Gary Duehr Isn’t Just Looking
by Franklin W. Liu
To Gary Duehr, photographic art offers a precious, unique opportunity: a rich, life-long visual conduit to examine, to deliberate and to challenge all things attributable to humanity both great and small in life. He is a vibrant artist/thinker whose keen cultural awareness and intellectual curiosity are manifestly vigorous and infinite.
Duehr is also a published poet, a teacher and an award-winning artist whose public installations and artworks have been exhibited worldwide.
As an artist, Duehr holds that the very act of looking at something, anything, is fundamental to deciphering the multifaceted meaning of human existence. Yet, he maintains that we often look with such banality, neglecting to digest the significance of what is transpiring in front of us; thus, Duehr’s artworks seek to sharpen our thinking and perception, often with a wry sense of humor as a catalyst while allowing the viewer to come to his own nuanced conclusion.
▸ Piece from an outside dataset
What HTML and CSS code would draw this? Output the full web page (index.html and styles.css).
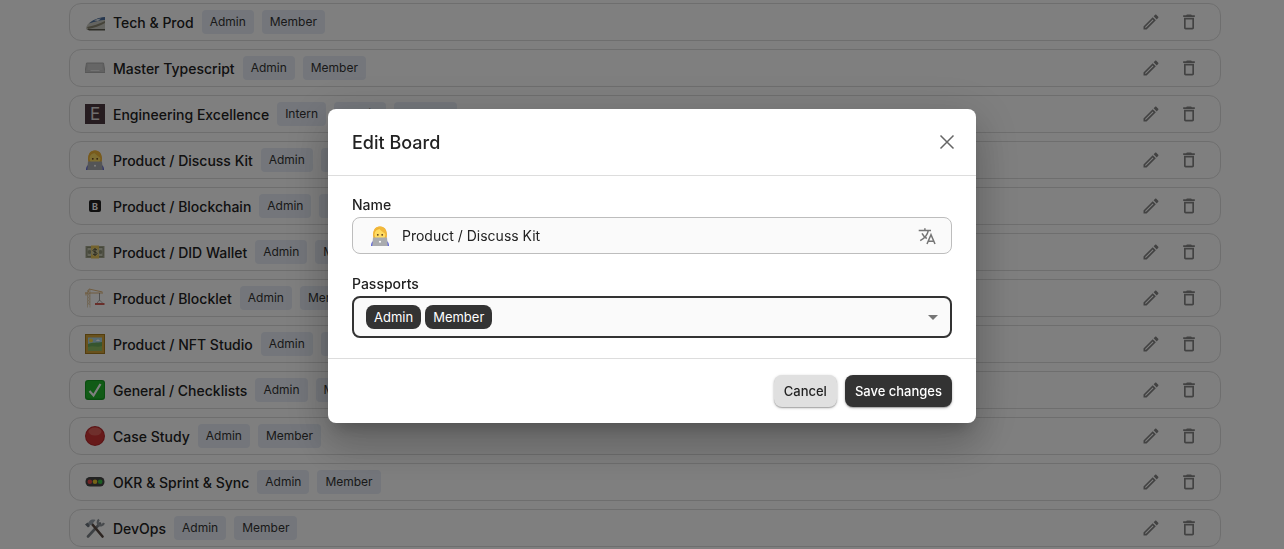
FILE: index.html
```html
<!DOCTYPE html>
<html lang="en">
<head>
    <meta charset="utf-8">
    <title>Boards</title>
    <link rel="stylesheet" href="styles.css">
</head>
<body>
    <!-- shared icons -->
    <svg class="sprite" aria-hidden="true">
        <symbol id="edit" viewBox="0 0 24 24">
            <path d="M14.06 9.02l.92.92L5.92 19H5v-.92l9.06-9.06M17.66 3c-.25 0-.51.1-.7.29l-1.83 1.83 3.75 3.75 1.83-1.83c.39-.39.39-1.02 0-1.41l-2.34-2.34c-.2-.2-.45-.29-.71-.29zm-3.6 3.19L3 17.25V21h3.75L17.81 9.94l-3.75-3.75z"/>
        </symbol>
        <symbol id="trash" viewBox="0 0 24 24">
            <path d="M6 19c0 1.1.9 2 2 2h8c1.1 0 2-.9 2-2V7H6v12zM8 9h8v10H8V9zm7.5-5l-1-1h-5l-1 1H5v2h14V4z"/>
        </symbol>
        <symbol id="coder" viewBox="0 0 20 20">
            <path d="M1 20c0-3 1-5 4-6h10c3 1 4 3 4 6z" fill="#5a62d8"/>
            <path d="M3.500 13C2 6 4 .5 10 .5S18 6 16.500 13z" fill="#eeb034"/>
            <ellipse cx="10" cy="8.500" rx="5.500" ry="5.500" fill="#ffdc62"/>
            <path d="M3.800 9C4 4 6.500 2 9 2c1 2.500 4 4 7.200 6.500C16.500 3.500 13.500.5 10 .5 5.500.5 3 4 3.800 9z" fill="#f2b93b"/>
            <circle cx="7.800" cy="8.800" r=".9" fill="#5b3b1d"/>
            <circle cx="12.200" cy="8.800" r=".9" fill="#5b3b1d"/>
            <path d="M3 11.500h14l.8 8.500H2.200z" fill="#a9abae"/>
            <circle cx="10" cy="15.800" r="1" fill="#fff"/>
        </symbol>
    </svg>

    <main class="page">
        <ul class="boards">
            <li class="board">
                <svg class="emoji" viewBox="0 0 20 20" aria-hidden="true">
                    <path d="M1 16C2 11 9 6 20 5.500V18H3c-1.500 0-2-.8-2-2z" fill="#c9c9c0"/>
                    <path d="M4 11.500C8 8 13 5.500 20 5v3c-5 0-9 1.500-16 3.500z" fill="#4c6f9f"/>
                    <path d="M9 8.500c2-1.300 5-2 7-2l-3 2.500z" fill="#dfe7ee"/>
                    <path d="M2 15c6-1 12-3 18-6v2c-5 3-11 5-17 6z" fill="#8b8773"/>
                    <path d="M2 17h18v1.500H4z" fill="#5d5a4e"/>
                </svg>
                <span class="name">Tech &amp; Prod</span>
                <span class="tag">Admin</span><span class="tag">Member</span>
                <span class="actions">
                    <button class="icon-btn" aria-label="Edit"><svg><use href="#edit"/></svg></button>
                    <button class="icon-btn" aria-label="Delete"><svg><use href="#trash"/></svg></button>
                </span>
            </li>
            <li class="board">
                <svg class="emoji" viewBox="0 0 20 20" aria-hidden="true">
                    <path d="M1.500 5h17L20 14.500H0z" fill="#c4c4c4" stroke="#b0b0b0"/>
                    <path d="M3 7h14M2.800 9h14.400M2.500 11h15" stroke="#d6d6d6"/>
                    <path d="M5.500 12.500h9" stroke="#e6e6e6"/>
                </svg>
                <span class="name">Master Typescript</span>
                <span class="tag">Admin</span><span class="tag">Member</span>
                <span class="actions">
                    <button class="icon-btn" aria-label="Edit"><svg><use href="#edit"/></svg></button>
                    <button class="icon-btn" aria-label="Delete"><svg><use href="#trash"/></svg></button>
                </span>
            </li>
            <li class="board">
                <span class="emoji letter">E</span>
                <span class="name">Engineering Excellence</span>
                <span class="tag">Intern</span><span class="tag">Admin</span><span class="tag">Member</span>
                <span class="actions">
                    <button class="icon-btn" aria-label="Edit"><svg><use href="#edit"/></svg></button>
                    <button class="icon-btn" aria-label="Delete"><svg><use href="#trash"/></svg></button>
                </span>
            </li>
            <li class="board">
                <svg class="emoji" aria-hidden="true"><use href="#coder"/></svg>
                <span class="name">Product / Discuss Kit</span>
                <span class="tag">Admin</span><span class="tag">Member</span>
                <span class="actions">
                    <button class="icon-btn" aria-label="Edit"><svg><use href="#edit"/></svg></button>
                    <button class="icon-btn" aria-label="Delete"><svg><use href="#trash"/></svg></button>
                </span>
            </li>
            <li class="board">
                <span class="emoji letter small">B</span>
                <span class="name">Product / Blockchain</span>
                <span class="tag">Admin</span><span class="tag">Member</span>
                <span class="actions">
                    <button class="icon-btn" aria-label="Edit"><svg><use href="#edit"/></svg></button>
                    <button class="icon-btn" aria-label="Delete"><svg><use href="#trash"/></svg></button>
                </span>
            </li>
            <li class="board">
                <svg class="emoji" viewBox="0 0 20 20" aria-hidden="true">
                    <path d="M.5 4h19v12H.5z" fill="#a4a78c"/>
                    <path d="M2 5.500h16v9H2z" fill="#c9cbb4" stroke="#8b8f74"/>
                    <circle cx="4.500" cy="10" r="2" fill="#8f9379"/>
                    <circle cx="15.500" cy="10" r="2" fill="#8f9379"/>
                    <path d="M6 3.500h8v13H6z" fill="#e9c75a"/>
                    <circle cx="10" cy="10" r="3.800" fill="#d5cf9e"/>
                    <path d="M12 8c-1-1.200-4-1-4 .5S12 10 12 11.500s-3 1.800-4 .5M10 6v8" stroke="#59543a" fill="none"/>
                </svg>
                <span class="name">Product / DID Wallet</span>
                <span class="tag">Admin</span><span class="tag">Member</span>
                <span class="actions">
                    <button class="icon-btn" aria-label="Edit"><svg><use href="#edit"/></svg></button>
                    <button class="icon-btn" aria-label="Delete"><svg><use href="#trash"/></svg></button>
                </span>
            </li>
            <li class="board">
                <svg class="emoji" viewBox="0 0 20 20" fill="none" aria-hidden="true">
                    <path d="M2.500 2v17.500M5 2v17.500M2.500 5L5 8l-2.500 3L5 14l-2.500 3M5 5L2.500 8 5 11l-2.500 3L5 17" stroke="#dcc49c" stroke-width=".7"/>
                    <path d="M0 5h18M3.500 4L4 1l13.500 3M1 4.500v3" stroke="#dcae6c" stroke-width=".9"/>
                    <path d="M14.500 5v8" stroke="#888" stroke-width=".8"/>
                    <path d="M12 15l2.500-3 3 3" stroke="#999" stroke-width=".8"/>
                    <path d="M10 16h9.500" stroke="#c8372d" stroke-width="1.600"/>
                </svg>
                <span class="name">Product / Blocklet</span>
                <span class="tag">Admin</span><span class="tag">Member</span>
                <span class="actions">
                    <button class="icon-btn" aria-label="Edit"><svg><use href="#edit"/></svg></button>
                    <button class="icon-btn" aria-label="Delete"><svg><use href="#trash"/></svg></button>
                </span>
            </li>
            <li class="board">
                <svg class="emoji" viewBox="0 0 20 20" aria-hidden="true">
                    <path d="M0 0h20v20H0z" fill="#a67a1c"/>
                    <path d="M1 1h18v18H1z" fill="#d3a43a"/>
                    <path d="M3 3.500h14v13H3z" fill="#a9d3e2"/>
                    <path d="M3 10c4-2 9-1 14-2v8.500H3z" fill="#6cab5c"/>
                    <path d="M3 13c5-2 9 1 14-1v4.500H3z" fill="#8fbf62"/>
                    <circle cx="6" cy="6.500" r="2" fill="#f4d848"/>
                    <path d="M11 7c1-2 3-2 4 0z" fill="#fff"/>
                </svg>
                <span class="name">Product / NFT Studio</span>
                <span class="tag">Admin</span><span class="tag">Member</span>
                <span class="actions">
                    <button class="icon-btn" aria-label="Edit"><svg><use href="#edit"/></svg></button>
                    <button class="icon-btn" aria-label="Delete"><svg><use href="#trash"/></svg></button>
                </span>
            </li>
            <li class="board">
                <svg class="emoji" viewBox="0 0 20 20" aria-hidden="true">
                    <rect width="20" height="20" rx="3" fill="#159a20"/>
                    <rect x="1" y="1" width="18" height="17.500" rx="2.500" fill="#22b72c"/>
                    <path d="M4.500 11l4 4.500L15.500 4" fill="none" stroke="#fff" stroke-width="2.200"/>
                </svg>
                <span class="name">General / Checklists</span>
                <span class="tag">Admin</span><span class="tag">Member</span>
                <span class="actions">
                    <button class="icon-btn" aria-label="Edit"><svg><use href="#edit"/></svg></button>
                    <button class="icon-btn" aria-label="Delete"><svg><use href="#trash"/></svg></button>
                </span>
            </li>
            <li class="board">
                <svg class="emoji" viewBox="0 0 20 20" aria-hidden="true">
                    <circle cx="10" cy="10" r="10" fill="#b3262a"/>
                    <circle cx="10" cy="10" r="9" fill="#cf3535"/>
                    <ellipse cx="10" cy="5.500" rx="6.500" ry="4" fill="#de5f58"/>
                </svg>
                <span class="name">Case Study</span>
                <span class="tag">Admin</span><span class="tag">Member</span>
                <span class="actions">
                    <button class="icon-btn" aria-label="Edit"><svg><use href="#edit"/></svg></button>
                    <button class="icon-btn" aria-label="Delete"><svg><use href="#trash"/></svg></button>
                </span>
            </li>
            <li class="board">
                <svg class="emoji" viewBox="0 0 20 20" aria-hidden="true">
                    <rect x=".5" y="5" width="19" height="9.500" rx="4.500" fill="#444"/>
                    <circle cx="4.800" cy="9.800" r="2.300" fill="#e5484a"/>
                    <circle cx="10" cy="9.800" r="2.300" fill="#eac62c"/>
                    <circle cx="15.200" cy="9.800" r="2.300" fill="#37bd45"/>
                </svg>
                <span class="name">OKR &amp; Sprint &amp; Sync</span>
                <span class="tag">Admin</span><span class="tag">Member</span>
                <span class="actions">
                    <button class="icon-btn" aria-label="Edit"><svg><use href="#edit"/></svg></button>
                    <button class="icon-btn" aria-label="Delete"><svg><use href="#trash"/></svg></button>
                </span>
            </li>
            <li class="board">
                <svg class="emoji" viewBox="0 0 20 20" fill="none" aria-hidden="true">
                    <path d="M15 5.500L3 18.500" stroke="#7d8389" stroke-width="2.600" stroke-linecap="round"/>
                    <path d="M14 1.500c-2 2-1.500 4.500 0 5.500s4 .5 5-2" stroke="#8f959b" stroke-width="2.200"/>
                    <path d="M7 6l10.500 12.500" stroke="#5a4a42" stroke-width="2.600" stroke-linecap="round"/>
                    <path d="M1 7.500L4.500 3c2-1.800 4-1.500 6-1L6.500 7z" fill="#9aa4ae"/>
                    <path d="M0 6.500l2.500-2L5 8 3 9.500z" fill="#6c757e"/>
                </svg>
                <span class="name">DevOps</span>
                <span class="tag">Admin</span><span class="tag">Member</span>
                <span class="actions">
                    <button class="icon-btn" aria-label="Edit"><svg><use href="#edit"/></svg></button>
                    <button class="icon-btn" aria-label="Delete"><svg><use href="#trash"/></svg></button>
                </span>
            </li>
        </ul>
    </main>

    <div class="overlay">
        <form class="dialog" role="dialog" aria-labelledby="dialog-title">
            <header class="dialog-header">
                <h2 id="dialog-title">Edit Board</h2>
                <button type="button" class="close" aria-label="Close">
                    <svg viewBox="0 0 16 16"><path d="M1.500 1.500l13 13M14.500 1.500l-13 13"/></svg>
                </button>
            </header>
            <div class="dialog-body">
                <div class="field">
                    <label for="board-name">Name</label>
                    <div class="text-box">
                        <svg class="emoji" aria-hidden="true"><use href="#coder"/></svg>
                        <input id="board-name" type="text" value="Product / Discuss Kit">
                        <button type="button" class="translate" aria-label="Translate">
                            <svg viewBox="0 0 18 18">
                                <path d="M.7 3.600h12.300M6.900 1.200v2.400M10.300 3.600C9.500 7.500 6.500 11.300 2.200 13.700M4 6.300c1 2 2.600 3.800 4.800 5.200"/>
                                <path d="M9 17l4-9.300L17 17M10.200 14.200h5.600"/>
                            </svg>
                        </button>
                    </div>
                </div>
                <div class="field">
                    <label for="passports">Passports</label>
                    <div class="select-box">
                        <select id="passports">
                            <option value="" selected></option>
                            <option>Admin</option>
                            <option>Member</option>
                            <option>Intern</option>
                        </select>
                        <div class="chips">
                            <span class="chip">Admin</span>
                            <span class="chip">Member</span>
                            <svg class="arrow" viewBox="0 0 10 5" aria-hidden="true"><path d="M0 0h10L5 5z"/></svg>
                        </div>
                    </div>
                </div>
            </div>
            <footer class="dialog-footer">
                <button type="button" class="btn cancel">Cancel</button>
                <button type="submit" class="btn save">Save changes</button>
            </footer>
        </form>
    </div>
</body>
</html>
```
FILE: styles.css
```css
* {
    box-sizing: border-box;
}

body {
    margin: 0;
    height: 100vh;
    overflow: hidden;
    background: #fff;
    color: #222;
    font-family: Inter, "Liberation Sans", sans-serif;
    font-size: 14px;
}

button, input, select {
    font: inherit;
    color: inherit;
}

button {
    border: 0;
    padding: 0;
    background: none;
    cursor: pointer;
}

.sprite {
    display: none;
}

/* board list */
.page {
    padding: 3px 63px 0 69px;
}

.boards {
    display: flex;
    flex-direction: column;
    gap: 8px;
    margin: 0;
    padding: 0;
    list-style: none;
}

.board {
    display: flex;
    align-items: center;
    gap: 8px;
    height: 38px;
    padding: 0 15px;
    border: 1px solid #ddd;
    border-radius: 12px;
}

.emoji {
    flex: none;
    width: 20px;
    height: 20px;
}

.letter {
    display: flex;
    align-items: center;
    justify-content: center;
    background: #4c3840;
    color: #e0dcdc;
    font-size: 17px;
}

.letter.small {
    width: 12px;
    height: 12px;
    margin: 0 4px;
    border-radius: 2px;
    background: #222;
    color: #fff;
    font-size: 9px;
    font-weight: 700;
}

.name {
    padding-top: 2px;
    font-weight: 500;
    line-height: 20px;
}

.tag {
    padding: 0 8px;
    border-radius: 4px;
    background: #e8edf6;
    color: #333;
    font-size: 12px;
    line-height: 24px;
}

.actions {
    display: flex;
    gap: 6px;
    margin-left: auto;
}

.icon-btn {
    display: flex;
    align-items: center;
    justify-content: center;
    width: 32px;
    height: 32px;
}

.icon-btn svg {
    width: 20px;
    height: 20px;
    fill: #858585;
}

/* dialog */
.overlay {
    position: fixed;
    inset: 0;
    display: flex;
    align-items: center;
    justify-content: center;
    padding: 0 0 17px 20px;
    background: rgba(0, 0, 0, 0.5);
}

.dialog {
    width: 100%;
    max-width: 648px;
    border-radius: 8px;
    background: #fff;
    box-shadow: 0 11px 15px -7px rgba(0, 0, 0, 0.2),
        0 24px 38px 3px rgba(0, 0, 0, 0.14),
        0 9px 46px 8px rgba(0, 0, 0, 0.12);
}

.dialog-header {
    display: flex;
    align-items: center;
    justify-content: space-between;
    height: 67px;
    padding: 0 20px 0 24px;
    border-bottom: 1px solid #ddd;
}

.dialog-header h2 {
    margin: 0;
    font-size: 18px;
    font-weight: 500;
}

.close {
    display: flex;
    padding: 1px;
}

.close svg {
    width: 16px;
    height: 16px;
    fill: none;
    stroke: #666;
    stroke-width: 1.500;
}

.dialog-body {
    display: flex;
    flex-direction: column;
    gap: 20px;
    padding: 19px 24px 20px;
}

.field {
    display: flex;
    flex-direction: column;
    gap: 2px;
}

.field label {
    font-weight: 500;
    line-height: 20px;
}

.text-box {
    display: flex;
    align-items: center;
    gap: 12px;
    height: 37px;
    padding: 0 15px 0 17px;
    border: 1px solid #bdbdbd;
    border-radius: 8px;
    background: #fafafa;
}

.text-box input {
    flex: 1;
    min-width: 0;
    padding: 0;
    border: 0;
    outline: 0;
    background: none;
}

.translate {
    display: flex;
}

.translate svg {
    width: 18px;
    height: 18px;
    fill: none;
    stroke: #757575;
    stroke-width: 1.500;
}

/* the chips share one grid cell with the select */
.select-box {
    display: grid;
    height: 42px;
}

.select-box select,
.chips {
    grid-area: 1 / 1;
}

.select-box select {
    appearance: none;
    width: 100%;
    border: 2px solid #333;
    border-radius: 8px;
    outline: 0;
    background: #fafafa;
}

.chips {
    z-index: 1;
    display: flex;
    align-items: center;
    gap: 4px;
    padding: 0 14px;
    pointer-events: none;
}

.chip {
    padding: 0 8px;
    border-radius: 8px;
    background: #333;
    color: #fff;
    font-size: 13px;
    line-height: 24px;
}

.arrow {
    width: 10px;
    height: 5px;
    margin-left: auto;
    fill: #757575;
}

.dialog-footer {
    display: flex;
    justify-content: flex-end;
    gap: 8px;
    padding: 16px 24px;
    border-top: 1px solid #ddd;
}

.btn {
    height: 32px;
    padding: 0 10px;
    border-radius: 8px;
    font-size: 13px;
    font-weight: 500;
    box-shadow: 0 1px 3px rgba(0, 0, 0, 0.25), 0 1px 1px rgba(0, 0, 0, 0.2);
}

.cancel {
    background: #e0e0e0;
}

.save {
    background: #333;
    color: #fff;
}
```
His pigment prints, “Just Looking,” a 2015 photographic series, show art-museum-goers stopping to look at wallmounted artworks with their backs turned toward Duehr’s lens. We, the viewer, unwittingly become an integral part of Duehr’s “Just Looking” series. In essence, we are one step removed from being captured within Duehr’s camera-frame: as we look at someone who is absorbed in looking at a painting, we feel by inference that someone else is similarly engrossed standing behind us, ad infinitum — life is a curious continuum.
His 2014 “Closed Circuit” photography series dealt with a similar theme of watching and being watched, albeit with a sobering twist, as he showed people being watched and recorded on CCTV monitors in public settings; he sees it as an ominous manifestation of current-day “Big Brother” reality, perhaps raising a civil-liberty warning on surreptitious surveillance as we run our daily mundane errands?
Pushing back against the duplicitous pretext of a brave new world, Duehr’s artwork asks us to be cognizant of governments’ and businesses’ invasive practices. His artwork, at its core, is a genteel prod to think outside of the proverbial box that often traps us in an intellectual and emotional abyss.